**EXERCISE:** Collect all the lines that mention the word "styles".

**MATERIAL FOR THIS EXERCISE:**
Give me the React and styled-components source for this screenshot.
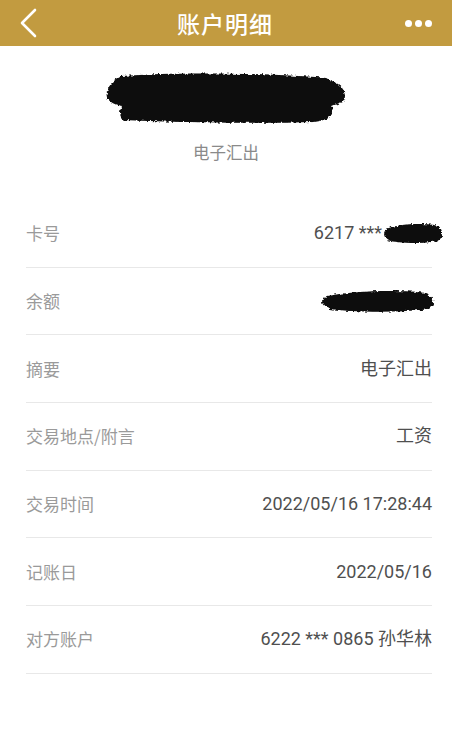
import React from 'react';
import styled, { createGlobalStyle } from 'styled-components';

const GlobalStyle = createGlobalStyle`
  html, body {
    margin: 0;
    padding: 0;
    background: #fff;
  }
  body {
    font-family: "Roboto", "Noto Sans CJK SC", sans-serif;
  }
`;

const rows = [
  { label: '卡号', value: '6217 ***', blob: { w: 62, h: 23, over: 12 } },
  { label: '余额', value: '', blob: { w: 119, h: 25, over: 5 } },
  { label: '摘要', value: '电子汇出' },
  { label: '交易地点/附言', value: '工资' },
  { label: '交易时间', value: '2022/05/16 17:28:44' },
  { label: '记账日', value: '2022/05/16' },
  { label: '对方账户', value: '6222 *** 0865 孙华林' },
];

const Scribble = ({ id, width, height, d, viewBox }) => (
  <svg width={width} height={height} viewBox={viewBox} preserveAspectRatio="none">
    <defs>
      <filter id={id} x="-10%" y="-20%" width="120%" height="140%">
        <feTurbulence type="fractalNoise" baseFrequency="0.35" numOctaves="2" seed="3" />
        <feDisplacementMap in="SourceGraphic" scale="4" xChannelSelector="R" yChannelSelector="G" />
      </filter>
    </defs>
    <path d={d} fill="#080808" filter={`url(#${id})`} />
  </svg>
);

const smallBlob =
  'M5,7 C20,1 48,1 58,4 C64,9 63,17 57,20 C40,23 16,22 6,19 C1,15 1,10 5,7 Z';

const Main = () => {
  return (
    <Page>
      <GlobalStyle />
      <NavBar>
        <NavSide>
          <svg width="20" height="30" viewBox="0 0 20 30">
            <path d="M17 2 L4 15 L17 28" fill="none" stroke="#fff" strokeWidth="2.6" strokeLinecap="round" strokeLinejoin="round" />
          </svg>
        </NavSide>
        <Title>账户明细</Title>
        <NavSide right>
          <Dot />
          <Dot />
          <Dot />
        </NavSide>
      </NavBar>

      <Summary>
        <Scribble
          id="amountBlob"
          width={244}
          height={54}
          viewBox="0 0 244 54"
          d="M18,6 C80,1 180,4 222,8 L234,14 C242,20 243,28 238,32 L228,36 C230,44 226,50 210,52 C150,54 60,52 20,50 C14,46 16,40 18,36 C6,34 1,28 3,22 C5,14 10,10 18,6 Z"
        />
        <SubTitle>电子汇出</SubTitle>
      </Summary>

      <List>
        {rows.map((r) => (
          <Row key={r.label}>
            <Label>{r.label}</Label>
            <Value>
              {r.value}
              {r.blob && (
                <BlobWrap over={r.blob.over}>
                  <Scribble
                    id={`blob-${r.label}`}
                    width={r.blob.w}
                    height={r.blob.h}
                    viewBox="0 0 64 24"
                    d={smallBlob}
                  />
                </BlobWrap>
              )}
            </Value>
          </Row>
        ))}
      </List>
    </Page>
  );
};

const Page = styled.div`
  width: 452px;
  min-height: 743px;
  background: #fff;
`;

const NavBar = styled.header`
  height: 46px;
  background: #c29b40;
  display: flex;
  align-items: center;
  justify-content: space-between;
  padding: 0 20px 0 18px;
  box-sizing: border-box;
`;

const NavSide = styled.div`
  width: 40px;
  display: flex;
  align-items: center;
  justify-content: ${(p) => (p.right ? 'flex-end' : 'flex-start')};
  gap: 3px;
`;

const Dot = styled.span`
  width: 7px;
  height: 7px;
  border-radius: 50%;
  background: #fff;
`;

const Title = styled.h1`
  margin: 0;
  color: #fff;
  font-family: "Noto Sans CJK SC", sans-serif;
  font-size: 23px;
  font-weight: 500;
  line-height: 30px;
  letter-spacing: 1px;
`;

const Summary = styled.section`
  height: 154px;
  display: flex;
  flex-direction: column;
  align-items: center;
  padding-top: 24px;
  box-sizing: border-box;
`;

const SubTitle = styled.div`
  margin-top: 18px;
  font-family: "Noto Sans CJK SC", sans-serif;
  font-size: 16.5px;
  line-height: 20px;
  color: #8a8a8a;
`;

const List = styled.div`
  margin: 0 20px 0 26px;
`;

const Row = styled.div`
  height: 67.7px;
  box-sizing: border-box;
  border-bottom: 1px solid #e8e8e8;
  display: flex;
  align-items: center;
  justify-content: space-between;
`;

const Label = styled.span`
  font-family: "Noto Sans CJK SC", sans-serif;
  font-size: 17px;
  line-height: 20px;
  color: #9a9a9a;
`;

const Value = styled.span`
  display: flex;
  align-items: center;
  font-family: "Roboto", "Noto Sans CJK SC", sans-serif;
  font-size: 18px;
  font-weight: 400;
  line-height: 20px;
  color: #4f4f4f;
`;

const BlobWrap = styled.span`
  display: flex;
  margin-right: -${(p) => p.over}px;
`;

export default Main;
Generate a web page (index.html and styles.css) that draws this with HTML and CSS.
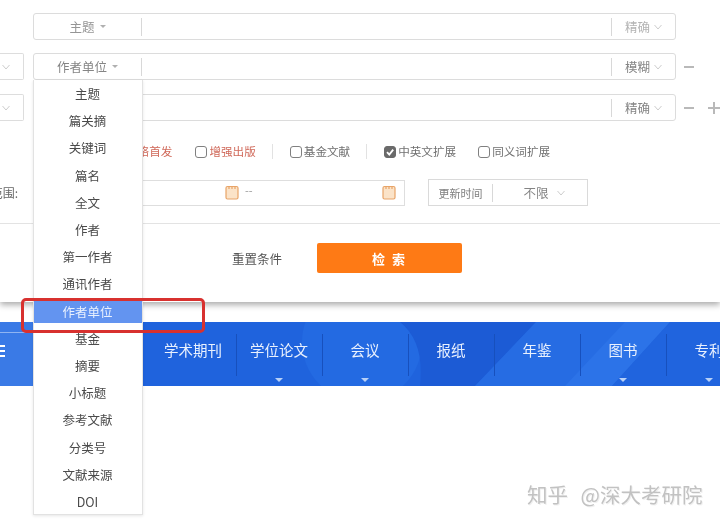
FILE: index.html
```html
<!DOCTYPE html>
<html lang="zh">
<head>
<meta charset="utf-8">
<title>高级检索</title>
<link rel="stylesheet" href="styles.css">
</head>
<body>
<div class="page">
  <section class="panel">
    <div class="rows">
      <div class="row">
        <div class="stub stub-none"></div>
        <div class="field">
          <div class="select select-light">主题<i class="caret"></i></div>
          <div class="input"></div>
          <div class="match match-faint">精确<svg class="chev" viewBox="0 0 8 6"><path d="M.5 1 4 5l3.500-4"/></svg></div>
        </div>
      </div>
      <div class="row">
        <div class="stub"><svg class="chev" viewBox="0 0 8 6"><path d="M.5 1 4 5l3.500-4"/></svg></div>
        <div class="field">
          <div class="select">作者单位<i class="caret"></i></div>
          <div class="input"></div>
          <div class="match">模糊<svg class="chev" viewBox="0 0 8 6"><path d="M.5 1 4 5l3.500-4"/></svg></div>
        </div>
        <div class="ops"><span class="minus"></span></div>
      </div>
      <div class="row">
        <div class="stub"><svg class="chev" viewBox="0 0 8 6"><path d="M.5 1 4 5l3.500-4"/></svg></div>
        <div class="field">
          <div class="select"></div>
          <div class="input"></div>
          <div class="match">精确<svg class="chev" viewBox="0 0 8 6"><path d="M.5 1 4 5l3.500-4"/></svg></div>
        </div>
        <div class="ops"><span class="minus"></span><span class="plus"></span></div>
      </div>
    </div>

    <div class="checks">
      <span class="check red">网络首发</span>
      <label class="check red c-enhance"><i class="box"></i>增强出版</label>
      <i class="vline"></i>
      <label class="check"><i class="box"></i>基金文献</label>
      <i class="vline"></i>
      <label class="check"><i class="box on"><svg viewBox="0 0 10 10"><path d="M2 5.200 4.300 7.600 8.200 2.600"/></svg></i>中英文扩展</label>
      <label class="check c-syn"><i class="box"></i>同义词扩展</label>
    </div>

    <div class="dates">
      <div class="date-label"><span>时间范围:</span></div>
      <div class="date-box">
        <div class="date-part">
          <svg class="cal" viewBox="0 0 14 15"><rect x="1" y="1.500" width="12" height="12.500" rx="1.500"/><path d="M4 1v3M7 1v3M10 1v3"/></svg>
        </div>
        <span class="dash">--</span>
        <div class="date-part date-end">
          <svg class="cal" viewBox="0 0 14 15"><rect x="1" y="1.500" width="12" height="12.500" rx="1.500"/><path d="M4 1v3M7 1v3M10 1v3"/></svg>
        </div>
      </div>
      <div class="update">
        <span class="update-label">更新时间</span>
        <span class="update-value">不限<svg class="chev" viewBox="0 0 8 6"><path d="M.5 1 4 5l3.500-4"/></svg></span>
      </div>
    </div>

    <div class="actions">
      <a class="reset">重置条件</a>
      <button class="search" type="button">检 索</button>
    </div>
  </section>

  <nav class="nav">
    <svg class="nav-bg" viewBox="0 0 720 64" preserveAspectRatio="none">
      <rect width="720" height="64" fill="#1f63dd"/>
      <rect width="140" height="64" fill="#3a7ae6"/>
      <circle cx="362" cy="20" r="60" fill="#236ae2"/>
      <path d="M400 0H536L475 64H420Q425 20 400 0Z" fill="#1c5bd5"/>
      <path d="M475 64 536 0H670L612 64Z" fill="#266ce3"/>
      <path d="M565 64 625 0H670L612 64Z" fill="#2c73e8"/>
      <path d="M612 64 670 0H720V64Z" fill="#2064de"/>
    </svg>
    <div class="nav-left"><span class="nav-icon"></span></div>
    <div class="nav-item">学术期刊</div>
    <div class="nav-item more">学位论文</div>
    <div class="nav-item more">会议</div>
    <div class="nav-item">报纸</div>
    <div class="nav-item">年鉴</div>
    <div class="nav-item more">图书</div>
    <div class="nav-item more">专利</div>
  </nav>

  <ul class="menu">
    <li>主题</li>
    <li>篇关摘</li>
    <li>关键词</li>
    <li>篇名</li>
    <li>全文</li>
    <li>作者</li>
    <li>第一作者</li>
    <li>通讯作者</li>
    <li class="active"><span>作者单位</span></li>
    <li>基金</li>
    <li>摘要</li>
    <li>小标题</li>
    <li>参考文献</li>
    <li>分类号</li>
    <li>文献来源</li>
    <li>DOI</li>
  </ul>

  <div class="callout"></div>
  <div class="watermark">知乎 @深大考研院</div>
</div>
</body>
</html>
```
FILE: styles.css
```css
* { box-sizing: border-box; }
html, body { margin: 0; padding: 0; background: #fff; }
body {
  font-family: "Noto Sans CJK SC", "Liberation Sans", sans-serif;
  font-size: 12.5px;
  color: #555;
  overflow: hidden;
}
.page {
  position: relative;
  width: 720px;
  height: 524px;
  overflow: hidden;
  filter: blur(.4px);
}

.panel {
  height: 302px;
  background: #fff;
  box-shadow: 0 3px 6px rgba(0, 0, 0, .32);
  padding-top: 13px;
}
.rows { display: flex; flex-direction: column; gap: 13px; }
.row { display: flex; height: 27px; }
.row:last-child { margin-top: 1px; }
.stub {
  width: 24px;
  margin-right: 9px;
  border: 1px solid #ddd;
  border-left: 0;
  border-radius: 0 2px 2px 0;
  display: flex;
  align-items: center;
  justify-content: flex-start;
  padding-left: 2px;
}
.stub-none { border: 0; }
.chev { width: 8px; height: 6px; fill: none; stroke: #cdcdcd; stroke-width: 1; }
.field {
  width: 643px;
  display: flex;
  align-items: center;
  border: 1px solid #dcdcdc;
  border-radius: 3px;
}
.select {
  width: 108px;
  height: 18px;
  border-right: 1px solid #d8d8d8;
  display: flex;
  align-items: center;
  justify-content: center;
  gap: 4px;
  color: #858585;
}
.select-light { color: #959595; }
.caret {
  width: 0;
  height: 0;
  margin-left: 1px;
  border: 3px solid transparent;
  border-top: 3px solid #b0b0b0;
  border-bottom: 0;
}
.input { flex: 1; }
.match {
  width: 64px;
  height: 18px;
  border-left: 1px solid #d8d8d8;
  display: flex;
  align-items: center;
  padding-left: 13px;
  gap: 4px;
  color: #858585;
}
.match-faint { color: #b4b4b4; }
.ops { display: flex; align-items: center; margin-left: 8px; gap: 14px; }
.minus { display: block; width: 10px; height: 2px; background: #b9b9b9; }
.plus {
  display: block;
  width: 12px;
  height: 12px;
  background:
    linear-gradient(#b9b9b9, #b9b9b9) center / 100% 2px no-repeat,
    linear-gradient(#b9b9b9, #b9b9b9) center / 2px 100% no-repeat;
}

.checks {
  display: flex;
  align-items: center;
  height: 18px;
  font-size: 11.600px;
  margin-top: 21px;
  padding-left: 126px;
  color: #707070;
}
.check { display: flex; align-items: center; white-space: nowrap; }
.red { color: #d0695a; }
.c-enhance { margin-left: 23px; }
.c-syn { margin-left: 22px; }
.box {
  width: 12px;
  height: 12px;
  margin: 1px 2px 0 0;
  border: 1px solid #808080;
  border-radius: 3px;
  background: #fff;
  display: block;
}
.box.on { background: #6a6a6a; border-color: #6a6a6a; }
.box svg { display: block; width: 10px; height: 10px; fill: none; stroke: #fff; stroke-width: 1.800; }
.vline { display: block; width: 1px; height: 15px; margin: 0 17px 0 16px; background: #e2e2e2; }

.dates { display: flex; align-items: center; height: 27px; margin-top: 19px; }
.date-label { width: 18px; display: flex; justify-content: flex-end; margin-right: 15px; color: #666; white-space: nowrap; font-size: 12px; }
.date-box {
  width: 372px;
  height: 26px;
  border: 1px solid #dedede;
  display: flex;
  align-items: center;
}
.date-part { width: 205px; display: flex; justify-content: flex-end; }
.date-end { width: 143px; }
.cal { width: 14px; height: 15px; display: block; fill: #fbe3c8; stroke: #e8a468; stroke-width: 1.200; }
.dash { margin-left: 6px; color: #999; font-size: 11px; line-height: 1; margin-top: -5px; }
.update {
  width: 160px;
  height: 27px;
  margin-left: 23px;
  border: 1px solid #dadada;
  display: flex;
  align-items: center;
}
.update-label {
  width: 64px;
  height: 18px;
  line-height: 18px;
  text-align: center;
  font-size: 11px;
  border-right: 1px solid #d8d8d8;
  color: #808080;
}
.update-value { flex: 1; display: flex; align-items: center; justify-content: center; gap: 8px; color: #858585; padding-left: 8px; }

.actions {
  display: flex;
  align-items: center;
  justify-content: flex-start;
  height: 30px;
  margin-top: 37px;
  padding-left: 232px;
  position: relative;
}
.actions::before {
  content: "";
  position: absolute;
  left: 0;
  right: 0;
  top: -20px;
  height: 1px;
  background: #e3e3e3;
}
.reset { width: 85px; color: #555; }
.search {
  width: 145px;
  height: 30px;
  border: 0;
  border-radius: 2px;
  background: #fe7a15;
  color: #fff;
  font: 700 13px "Noto Sans CJK SC", sans-serif;
  letter-spacing: 2px;
}

.nav {
  position: relative;
  display: flex;
  height: 64px;
  margin-top: 20px;
}
.nav-bg { position: absolute; inset: 0; width: 100%; height: 100%; }
.nav-left { position: relative; flex: 0 0 150px; }
.nav-left::before {
  content: "";
  position: absolute;
  left: 0;
  top: 10px;
  width: 34px;
  height: 1px;
  background: #8fb4f2;
}
.nav-icon {
  position: absolute;
  left: 0;
  top: 23px;
  width: 5px;
  height: 12px;
  border-top: 2px solid #fff;
  border-bottom: 2px solid #fff;
  background: linear-gradient(#fff, #fff) center / 100% 2px no-repeat;
}
.nav-item {
  position: relative;
  flex: 0 0 86px;
  height: 64px;
  padding-top: 18px;
  text-align: center;
  color: #e9f1fe;
  font-size: 14.500px;
  line-height: 20px;
}
.nav-item::before {
  content: "";
  position: absolute;
  right: -1px;
  top: 12px;
  height: 42px;
  width: 1px;
  background: #1750bd;
}
.more::after {
  content: "";
  position: absolute;
  left: 39px;
  bottom: 4px;
  border: 4px solid transparent;
  border-top: 4px solid #b7d0f7;
  border-bottom: 0;
}

.menu {
  position: absolute;
  left: 33px;
  top: 80px;
  width: 110px;
  height: 435px;
  margin: 0;
  padding: 0 1px 0 0;
  list-style: none;
  background: #fff;
  border: 1px solid #e2e2e2;
  border-top: 0;
  box-shadow: 0 1px 3px rgba(0, 0, 0, .1);
  color: #4a4a4a;
}
.menu li {
  height: 27.200px;
  display: flex;
  align-items: center;
  justify-content: center;
}
.menu .active {
  background: linear-gradient(#fff 2px, #6394f0 2px, #6394f0 25px, #fff 25px);
  color: #e9f1fe;
  margin-right: -1px;
  padding-right: 1px;
}
.callout {
  position: absolute;
  left: 21px;
  top: 298px;
  width: 184px;
  height: 35px;
  border: 3px solid #d8312f;
  border-radius: 5px;
}
.watermark {
  position: absolute;
  left: 527px;
  top: 479px;
  font-size: 20.500px;
  line-height: 30px;
  word-spacing: 8px;
  color: #c2c2c2;
  text-shadow: 1px 1px 0 #f0f0f0;
  white-space: nowrap;
}
```
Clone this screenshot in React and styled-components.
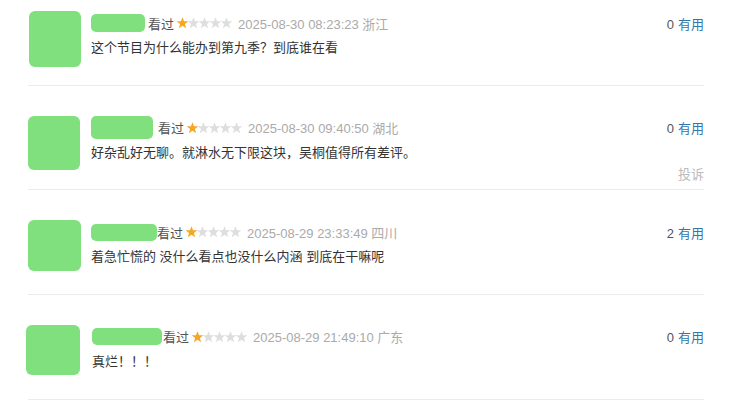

**RESPONSE TO THE TASK:**
Generate a web page (index.html and styles.css) that draws this with HTML and CSS.
<link rel="stylesheet" href="styles.css">
FILE: styles.css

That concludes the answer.